Thursday, October 05, 2006

Bir filmin ardından

BIR FILIM ARDINDAN

Dun aksam bir filme gittik; “babam ve oglum”!! Anlamamisim konusunu tam. Bilseydim belki de gitmezdim. Bile bile huznumu davet etmezdim.

Hepimiz kizarmis burunlar ve islak gozlerle ciktik sinemadan, Turk’u, Ingiliz’i, Pakistan’lisi. Huznun ulkesi, milleti yok ki!! Olum ve dogum belki de inanilan tek ortak mucizeler.

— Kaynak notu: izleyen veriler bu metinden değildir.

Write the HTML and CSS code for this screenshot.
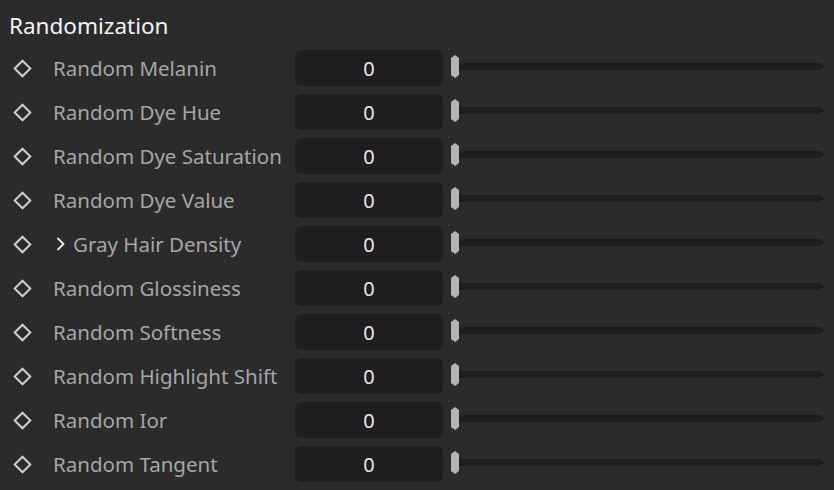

Nurgun, “anlamadim ne oldu? Halbuki o kadar da kaliteli bir oyun sergilenmedi ama demek ki bir yere dokundu” dedi. Dokunmustu elbet! Dokunmaz mi!? Hepimizin hayatinda yasanmistir benzer acilar. Kimbilir hangi gomdugumuz aci hatiralar hortlamistir yerinden. Kimi coktan unutulmustur ama izi kalmistir da huznumuzun sebebini bilmeyiz. Kimi ise hic unutulmamistir da geldiginde hemen biliriz.
Ben boyle filmlerde hep doya doya yasini tutamadigim, gonlumce sarip da sevemedigim kardesime aglarim. Bir ruzgar gelir huznumun daha tozlanamamis ortusunu ucurur ve sakladigim kozler koruklenip aleve, yangina donusur yeniden. …. ve gozlerimden yillarin biriktirdigi yaslar suzulur, hem de gunlerce. Artik ozlem midir beni bu kadar aglatan, onun cekmis oldugu acilar mi, yoksa doya doya ona sarilamamis olmak mi, bilemem. Hickiriklar icimde patlar, bedenim sarsilir durur. Haykira haykira aglamak isterim de, yine yapamam.

Tekrar sorarim kendime “ben burada ne yapiyorum?” diye. Hayatin anlami bir kez daha sorgulama konusu olur. Sevgililer gitmistir, hem de donmemecesine ve bitmeyen bir mucadele kalmistir geride. ..ama niye?!! Iste bu “niye” sorusuna bir turlu bulamadigim aslinda bulup da bir turlu kabul edemedigim cevap kurcalar durur kafami. Yine anlamsizlasir bir suru sey. Para kazanma mucadelesi, yeni bir giysi almak istegi, dusmanliklar, kiskancliklar, istekler, huzunler yeniden anlamsizlasir. Bir varsiniz bir yoksunuz ama siz gitseniz de esyalariniz kalmistir arkada. Goturemediginiz tutkulariniz, yillarinizin emegi, mucadelesi, huznu, sevinci, iyi/kotu naminiz kalmistir arkada. Bir zamanlar en gercek olan ve olmayani gercek yapan yoktur da daha fani sanilanlar kalmistir ortada.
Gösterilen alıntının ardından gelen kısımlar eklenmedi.